DATA LINES –
═══

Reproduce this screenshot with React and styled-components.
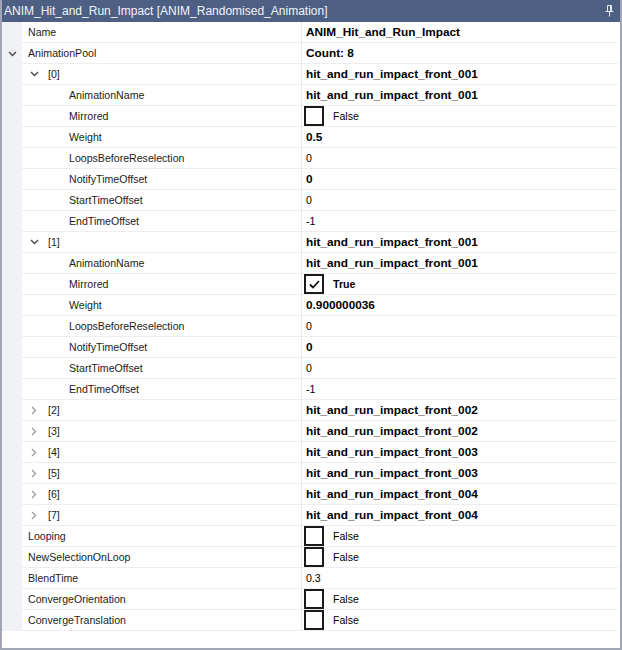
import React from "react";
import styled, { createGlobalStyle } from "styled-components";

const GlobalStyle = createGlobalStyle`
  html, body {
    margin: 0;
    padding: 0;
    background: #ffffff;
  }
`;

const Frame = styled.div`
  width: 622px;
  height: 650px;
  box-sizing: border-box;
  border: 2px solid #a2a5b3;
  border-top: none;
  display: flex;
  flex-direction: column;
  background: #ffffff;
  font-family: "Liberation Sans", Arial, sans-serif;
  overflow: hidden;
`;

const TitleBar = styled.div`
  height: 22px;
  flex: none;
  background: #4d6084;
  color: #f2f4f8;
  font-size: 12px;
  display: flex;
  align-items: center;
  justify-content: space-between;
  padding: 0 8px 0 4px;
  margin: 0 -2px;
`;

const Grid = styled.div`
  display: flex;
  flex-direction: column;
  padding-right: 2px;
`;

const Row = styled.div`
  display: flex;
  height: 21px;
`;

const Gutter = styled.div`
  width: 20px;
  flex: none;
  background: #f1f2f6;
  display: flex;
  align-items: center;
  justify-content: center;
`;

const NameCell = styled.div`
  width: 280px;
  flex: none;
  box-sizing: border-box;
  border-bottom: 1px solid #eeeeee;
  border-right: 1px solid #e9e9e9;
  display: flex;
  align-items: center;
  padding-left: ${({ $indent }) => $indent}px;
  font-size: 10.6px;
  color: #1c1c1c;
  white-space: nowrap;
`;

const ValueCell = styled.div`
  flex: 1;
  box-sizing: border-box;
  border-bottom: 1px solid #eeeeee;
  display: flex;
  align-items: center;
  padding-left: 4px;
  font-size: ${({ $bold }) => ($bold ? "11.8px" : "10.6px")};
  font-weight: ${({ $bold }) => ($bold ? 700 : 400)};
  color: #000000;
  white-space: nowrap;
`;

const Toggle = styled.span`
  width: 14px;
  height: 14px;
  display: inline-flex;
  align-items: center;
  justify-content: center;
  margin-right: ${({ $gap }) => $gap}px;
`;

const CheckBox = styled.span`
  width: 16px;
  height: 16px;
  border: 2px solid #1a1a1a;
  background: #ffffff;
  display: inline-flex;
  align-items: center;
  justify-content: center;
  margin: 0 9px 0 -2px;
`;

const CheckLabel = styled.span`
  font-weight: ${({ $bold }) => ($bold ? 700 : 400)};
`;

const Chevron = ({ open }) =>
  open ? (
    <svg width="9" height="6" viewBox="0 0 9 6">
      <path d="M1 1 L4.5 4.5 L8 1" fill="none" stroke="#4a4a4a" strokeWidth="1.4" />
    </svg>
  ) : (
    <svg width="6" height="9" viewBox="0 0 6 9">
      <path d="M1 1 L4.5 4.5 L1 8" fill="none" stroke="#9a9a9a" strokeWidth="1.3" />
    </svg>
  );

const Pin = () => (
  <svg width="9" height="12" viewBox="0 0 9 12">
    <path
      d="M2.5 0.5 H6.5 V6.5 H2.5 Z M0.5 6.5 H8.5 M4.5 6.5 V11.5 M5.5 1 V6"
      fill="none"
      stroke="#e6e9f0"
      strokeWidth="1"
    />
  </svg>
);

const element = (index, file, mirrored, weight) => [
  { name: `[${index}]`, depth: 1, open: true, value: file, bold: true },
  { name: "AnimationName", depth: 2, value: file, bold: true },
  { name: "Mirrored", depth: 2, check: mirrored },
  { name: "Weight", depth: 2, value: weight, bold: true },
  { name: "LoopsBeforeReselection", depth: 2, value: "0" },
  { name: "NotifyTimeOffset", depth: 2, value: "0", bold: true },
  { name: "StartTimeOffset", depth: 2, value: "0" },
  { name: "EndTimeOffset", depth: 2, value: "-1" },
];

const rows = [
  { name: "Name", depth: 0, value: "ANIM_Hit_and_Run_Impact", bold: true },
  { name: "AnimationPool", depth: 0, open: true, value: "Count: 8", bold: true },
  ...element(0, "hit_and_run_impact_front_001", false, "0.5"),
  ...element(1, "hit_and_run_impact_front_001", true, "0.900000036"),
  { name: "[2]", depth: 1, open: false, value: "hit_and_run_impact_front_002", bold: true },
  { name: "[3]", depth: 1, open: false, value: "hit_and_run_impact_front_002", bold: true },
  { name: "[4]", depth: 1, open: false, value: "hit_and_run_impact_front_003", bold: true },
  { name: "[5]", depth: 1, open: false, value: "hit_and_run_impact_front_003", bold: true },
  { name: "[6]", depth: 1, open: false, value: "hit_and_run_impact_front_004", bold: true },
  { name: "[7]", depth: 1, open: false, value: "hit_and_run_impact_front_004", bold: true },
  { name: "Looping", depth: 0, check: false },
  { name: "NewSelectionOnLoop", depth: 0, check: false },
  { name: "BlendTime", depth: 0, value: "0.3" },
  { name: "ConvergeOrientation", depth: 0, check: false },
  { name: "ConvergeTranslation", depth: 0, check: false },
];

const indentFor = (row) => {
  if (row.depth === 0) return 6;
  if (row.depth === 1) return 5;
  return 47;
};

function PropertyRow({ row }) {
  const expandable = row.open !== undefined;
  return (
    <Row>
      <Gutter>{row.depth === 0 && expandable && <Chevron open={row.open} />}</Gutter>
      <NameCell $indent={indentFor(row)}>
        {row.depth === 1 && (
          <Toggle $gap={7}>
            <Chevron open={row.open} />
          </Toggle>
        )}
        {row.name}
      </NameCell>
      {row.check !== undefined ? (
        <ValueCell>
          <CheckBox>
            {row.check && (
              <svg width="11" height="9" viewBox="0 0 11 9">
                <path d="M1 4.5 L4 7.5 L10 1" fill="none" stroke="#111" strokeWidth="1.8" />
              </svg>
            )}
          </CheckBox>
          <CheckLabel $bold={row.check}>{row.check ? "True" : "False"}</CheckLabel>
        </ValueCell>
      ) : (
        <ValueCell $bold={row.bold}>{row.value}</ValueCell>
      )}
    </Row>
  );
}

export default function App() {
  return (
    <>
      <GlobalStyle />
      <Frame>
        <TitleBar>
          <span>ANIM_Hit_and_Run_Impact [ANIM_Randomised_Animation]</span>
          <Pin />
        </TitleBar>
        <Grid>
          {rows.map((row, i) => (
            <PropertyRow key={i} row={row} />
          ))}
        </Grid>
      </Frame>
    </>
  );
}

═══

GIVEN PROBLEM –
Reproduce the full listing faithfully, but do not carry over any pictures.

ANSWER TO THE PROBLEM –
Reproduce this screenshot with React and styled-components.
import React from "react";
import styled, { createGlobalStyle } from "styled-components";

const GlobalStyle = createGlobalStyle`
  html, body {
    margin: 0;
    padding: 0;
    background: #ffffff;
  }
`;

const Frame = styled.div`
  width: 622px;
  height: 650px;
  box-sizing: border-box;
  border: 2px solid #a2a5b3;
  border-top: none;
  display: flex;
  flex-direction: column;
  background: #ffffff;
  font-family: "Liberation Sans", Arial, sans-serif;
  overflow: hidden;
`;

const TitleBar = styled.div`
  height: 22px;
  flex: none;
  background: #4d6084;
  color: #f2f4f8;
  font-size: 12px;
  display: flex;
  align-items: center;
  justify-content: space-between;
  padding: 0 8px 0 4px;
  margin: 0 -2px;
`;

const Grid = styled.div`
  display: flex;
  flex-direction: column;
  padding-right: 2px;
`;

const Row = styled.div`
  display: flex;
  height: 21px;
`;

const Gutter = styled.div`
  width: 20px;
  flex: none;
  background: #f1f2f6;
  display: flex;
  align-items: center;
  justify-content: center;
`;

const NameCell = styled.div`
  width: 280px;
  flex: none;
  box-sizing: border-box;
  border-bottom: 1px solid #eeeeee;
  border-right: 1px solid #e9e9e9;
  display: flex;
  align-items: center;
  padding-left: ${({ $indent }) => $indent}px;
  font-size: 10.6px;
  color: #1c1c1c;
  white-space: nowrap;
`;

const ValueCell = styled.div`
  flex: 1;
  box-sizing: border-box;
  border-bottom: 1px solid #eeeeee;
  display: flex;
  align-items: center;
  padding-left: 4px;
  font-size: ${({ $bold }) => ($bold ? "11.8px" : "10.6px")};
  font-weight: ${({ $bold }) => ($bold ? 700 : 400)};
  color: #000000;
  white-space: nowrap;
`;

const Toggle = styled.span`
  width: 14px;
  height: 14px;
  display: inline-flex;
  align-items: center;
  justify-content: center;
  margin-right: ${({ $gap }) => $gap}px;
`;

const CheckBox = styled.span`
  width: 16px;
  height: 16px;
  border: 2px solid #1a1a1a;
  background: #ffffff;
  display: inline-flex;
  align-items: center;
  justify-content: center;
  margin: 0 9px 0 -2px;
`;

const CheckLabel = styled.span`
  font-weight: ${({ $bold }) => ($bold ? 700 : 400)};
`;

const Chevron = ({ open }) =>
  open ? (
    <svg width="9" height="6" viewBox="0 0 9 6">
      <path d="M1 1 L4.5 4.5 L8 1" fill="none" stroke="#4a4a4a" strokeWidth="1.4" />
    </svg>
  ) : (
    <svg width="6" height="9" viewBox="0 0 6 9">
      <path d="M1 1 L4.5 4.5 L1 8" fill="none" stroke="#9a9a9a" strokeWidth="1.3" />
    </svg>
  );

const Pin = () => (
  <svg width="9" height="12" viewBox="0 0 9 12">
    <path
      d="M2.5 0.5 H6.5 V6.5 H2.5 Z M0.5 6.5 H8.5 M4.5 6.5 V11.5 M5.5 1 V6"
      fill="none"
      stroke="#e6e9f0"
      strokeWidth="1"
    />
  </svg>
);

const element = (index, file, mirrored, weight) => [
  { name: `[${index}]`, depth: 1, open: true, value: file, bold: true },
  { name: "AnimationName", depth: 2, value: file, bold: true },
  { name: "Mirrored", depth: 2, check: mirrored },
  { name: "Weight", depth: 2, value: weight, bold: true },
  { name: "LoopsBeforeReselection", depth: 2, value: "0" },
  { name: "NotifyTimeOffset", depth: 2, value: "0", bold: true },
  { name: "StartTimeOffset", depth: 2, value: "0" },
  { name: "EndTimeOffset", depth: 2, value: "-1" },
];

const rows = [
  { name: "Name", depth: 0, value: "ANIM_Hit_and_Run_Impact", bold: true },
  { name: "AnimationPool", depth: 0, open: true, value: "Count: 8", bold: true },
  ...element(0, "hit_and_run_impact_front_001", false, "0.5"),
  ...element(1, "hit_and_run_impact_front_001", true, "0.900000036"),
  { name: "[2]", depth: 1, open: false, value: "hit_and_run_impact_front_002", bold: true },
  { name: "[3]", depth: 1, open: false, value: "hit_and_run_impact_front_002", bold: true },
  { name: "[4]", depth: 1, open: false, value: "hit_and_run_impact_front_003", bold: true },
  { name: "[5]", depth: 1, open: false, value: "hit_and_run_impact_front_003", bold: true },
  { name: "[6]", depth: 1, open: false, value: "hit_and_run_impact_front_004", bold: true },
  { name: "[7]", depth: 1, open: false, value: "hit_and_run_impact_front_004", bold: true },
  { name: "Looping", depth: 0, check: false },
  { name: "NewSelectionOnLoop", depth: 0, check: false },
  { name: "BlendTime", depth: 0, value: "0.3" },
  { name: "ConvergeOrientation", depth: 0, check: false },
  { name: "ConvergeTranslation", depth: 0, check: false },
];

const indentFor = (row) => {
  if (row.depth === 0) return 6;
  if (row.depth === 1) return 5;
  return 47;
};

function PropertyRow({ row }) {
  const expandable = row.open !== undefined;
  return (
    <Row>
      <Gutter>{row.depth === 0 && expandable && <Chevron open={row.open} />}</Gutter>
      <NameCell $indent={indentFor(row)}>
        {row.depth === 1 && (
          <Toggle $gap={7}>
            <Chevron open={row.open} />
          </Toggle>
        )}
        {row.name}
      </NameCell>
      {row.check !== undefined ? (
        <ValueCell>
          <CheckBox>
            {row.check && (
              <svg width="11" height="9" viewBox="0 0 11 9">
                <path d="M1 4.5 L4 7.5 L10 1" fill="none" stroke="#111" strokeWidth="1.8" />
              </svg>
            )}
          </CheckBox>
          <CheckLabel $bold={row.check}>{row.check ? "True" : "False"}</CheckLabel>
        </ValueCell>
      ) : (
        <ValueCell $bold={row.bold}>{row.value}</ValueCell>
      )}
    </Row>
  );
}

export default function App() {
  return (
    <>
      <GlobalStyle />
      <Frame>
        <TitleBar>
          <span>ANIM_Hit_and_Run_Impact [ANIM_Randomised_Animation]</span>
          <Pin />
        </TitleBar>
        <Grid>
          {rows.map((row, i) => (
            <PropertyRow key={i} row={row} />
          ))}
        </Grid>
      </Frame>
    </>
  );
}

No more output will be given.